Moreover, Tricom’s practices had the tacit approval of the ASX, which did nothing to regulate or halt them. “We all know what’s going on,” one unnamed fund manager told the Sydney Morning Herald. “We all know the rules. We all know the risks.”

The fund manager explained that hedge funds target stocks that are believed to have high levels of margin lending over their shares, with the goal of pushing the price down so that stockholders are forced to sell as a result of margin calls. “There’s plenty of hedge funds out there whose main aim in life is to find these vulnerabilities, putting [investors] in a position to find where they are forced to sell. Once you get over that area where your margin kicks in, it just goes into free fall. These guys come in and they are like sharks. It’s a feeding frenzy.”

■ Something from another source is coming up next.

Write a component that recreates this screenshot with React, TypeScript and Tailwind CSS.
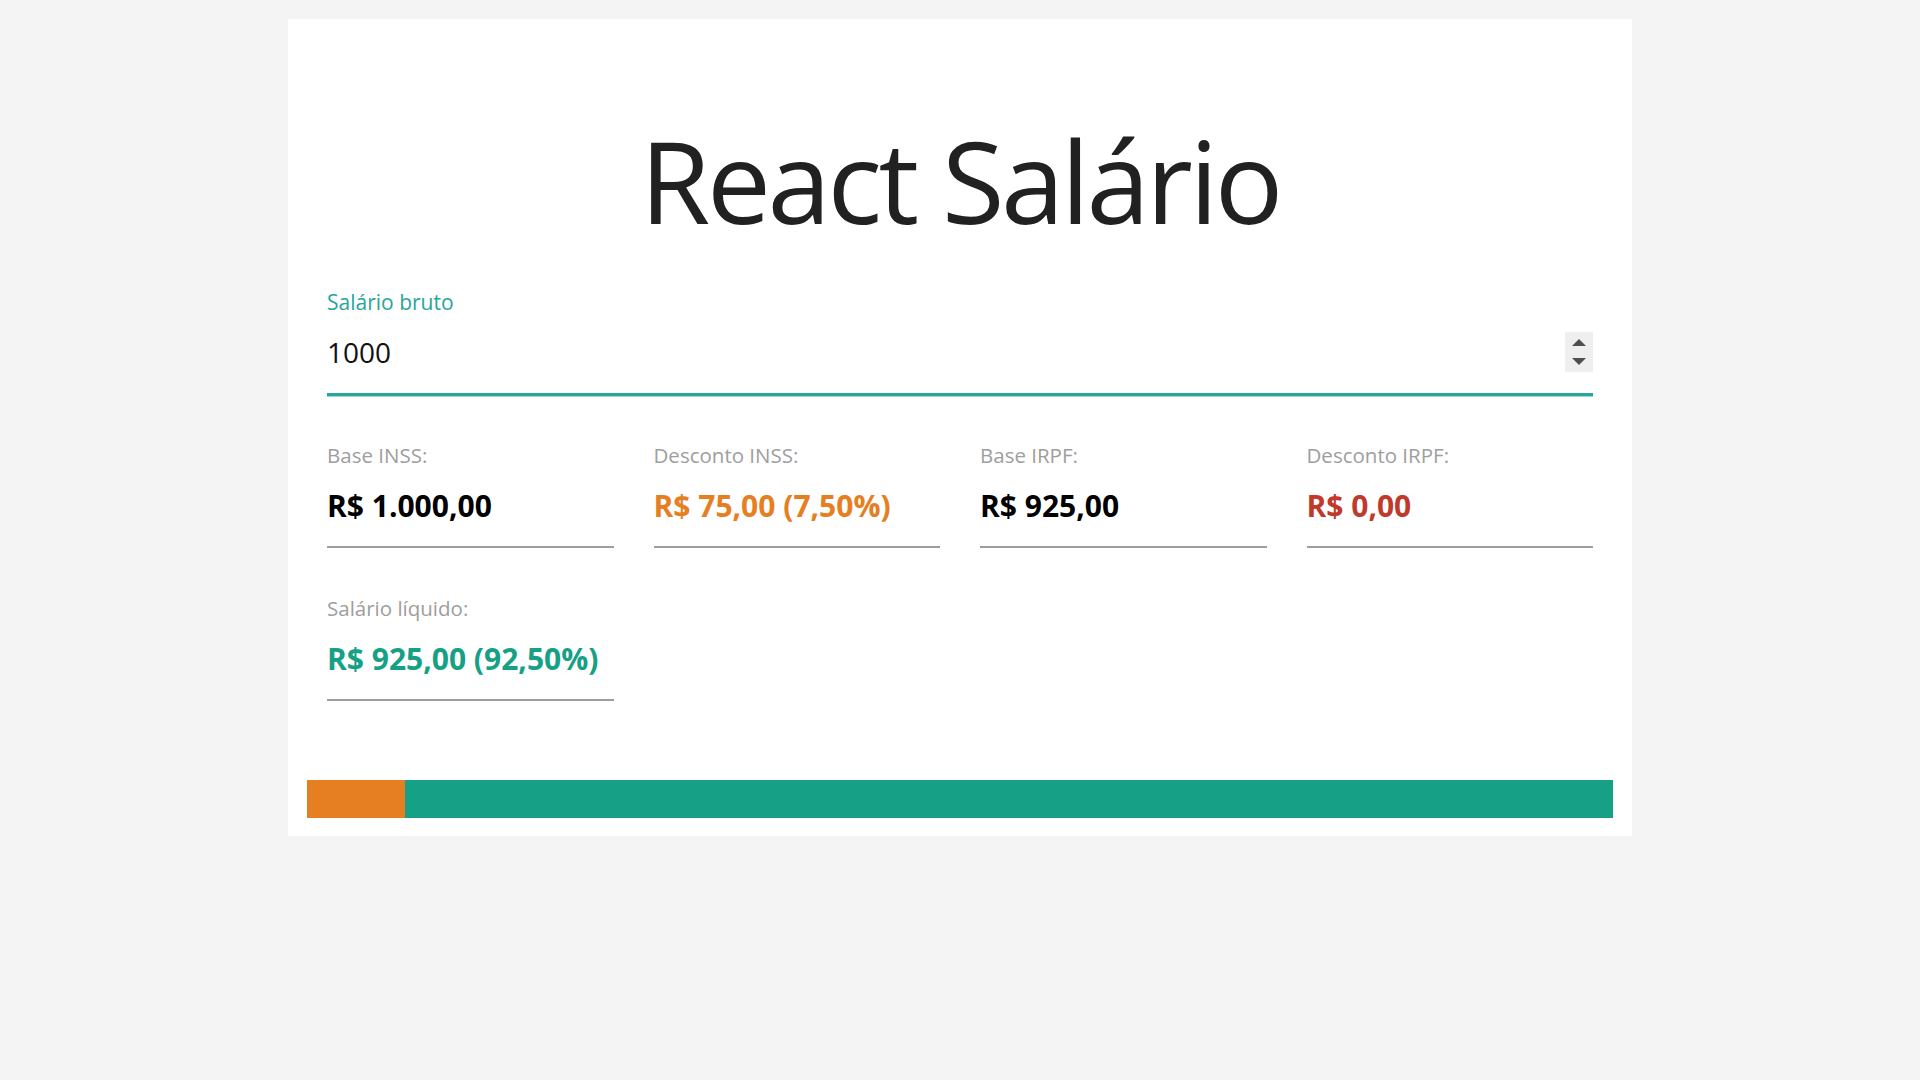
const font = { fontFamily: '"Open Sans", "Noto Sans", sans-serif' };

type FieldProps = {
  label: string;
  value: string;
  color: string;
};

const Field = ({ label, value, color }: FieldProps) => {
  return (
    <div className="flex flex-col border-b-2 border-[#9e9e9e] pb-[22px]">
      <span className="text-[20.5px] leading-[28px] text-[#9e9e9e]">{label}</span>
      <span className={`mt-[19px] text-[30px] leading-[36px] font-bold ${color}`}>{value}</span>
    </div>
  );
};

const Spinner = () => {
  return (
    <div className="flex h-[40px] w-[28px] flex-col items-center justify-between bg-[#efefef] py-[7px]">
      <svg width="14" height="7" viewBox="0 0 14 7">
        <polygon points="7,0 14,7 0,7" fill="#505050" />
      </svg>
      <svg width="14" height="7" viewBox="0 0 14 7">
        <polygon points="0,0 14,0 7,7" fill="#505050" />
      </svg>
    </div>
  );
};

export default function App() {
  const bruto = 1000;
  const inss = 75;
  const pctInss = (inss / bruto) * 100;

  return (
    <div className="min-h-screen bg-[#f4f4f4] pt-[19px]" style={font}>
      <div className="mx-auto flex w-[1344px] flex-col bg-white pt-[96px] pb-[18px]">
        {/* Title */}
        <h1 className="text-center text-[114px] leading-[130px] font-normal tracking-[-0.03em] text-[#212121]">
          React Salário
        </h1>

        {/* Input */}
        <div className="mx-[39px] mt-[43px] flex flex-col">
          <span className="text-[21px] leading-[28px] text-[#26a69a]">Salário bruto</span>
          <div className="mt-[16px] flex items-center justify-between border-b-[3px] border-[#26a69a] pb-[21px] shadow-[0_1px_0_0_rgba(38,166,154,0.45)]">
            <span className="text-[28px] leading-[40px] text-[#111]">1000</span>
            <Spinner />
          </div>
        </div>

        {/* Results */}
        <div className="mx-[39px] mt-[45px] grid grid-cols-4 gap-x-[40px] gap-y-[46px]">
          <Field label="Base INSS:" value="R$ 1.000,00" color="text-black" />
          <Field label="Desconto INSS:" value="R$ 75,00 (7,50%)" color="text-[#e67e22]" />
          <Field label="Base IRPF:" value="R$ 925,00" color="text-black" />
          <Field label="Desconto IRPF:" value="R$ 0,00" color="text-[#c0392b]" />
          <Field label="Salário líquido:" value="R$ 925,00 (92,50%)" color="text-[#16a085]" />
        </div>

        {/* Bar */}
        <div className="mx-[19px] mt-[79px] flex h-[38px]">
          <div className="h-full bg-[#e67e22]" style={{ width: `${pctInss}%` }} />
          <div className="h-full flex-1 bg-[#16a085]" />
        </div>
      </div>
    </div>
  );
}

Some big names, including Barclays, Merrill Lynch, Goldman Sachs and UBS, are known to be involved in the related practice of prime broking, where large fund managers have relationships with brokers who act as custodians of their shares. The prime brokers are permitted to lend the stock, and that stock-on-loan can be used to short-sell investments held by the fund managers.

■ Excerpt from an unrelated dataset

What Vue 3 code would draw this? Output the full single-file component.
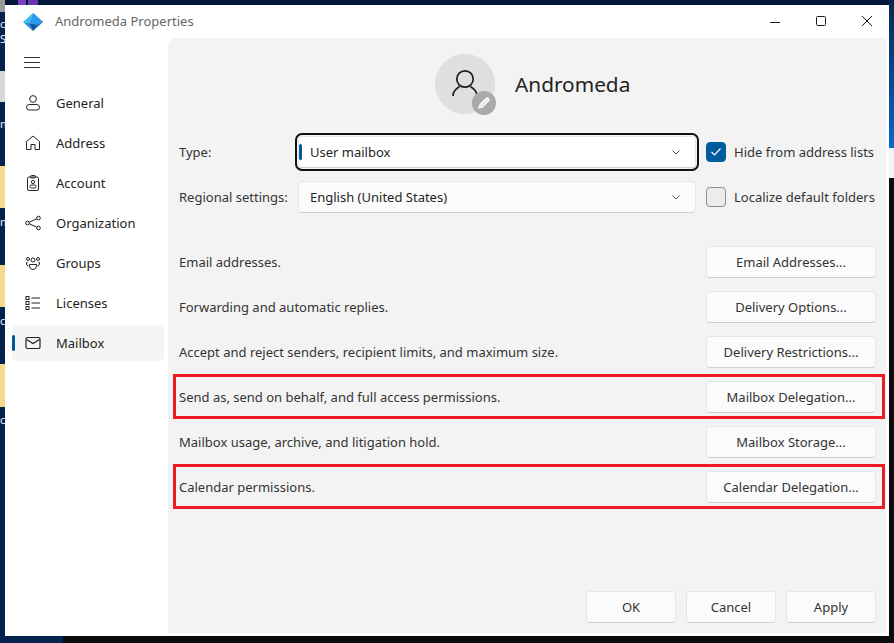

After the Tricom breakdown, the ASX sent in officials to monitor the company’s operations and demands were raised in the business media for tighter regulatory controls. Tricom’s financial backers required it to wind back its loan book to $995 million.

Whatever the immediate outcome of these interventions, it is certain that similar predatory schemes will emerge, in one form or another. The Tricom debacle underscores the anarchy and irrationality of the profit system and demonstrates how the share market increasingly rests upon the most speculative and parasitic activities, entirely divorced from the real productive process.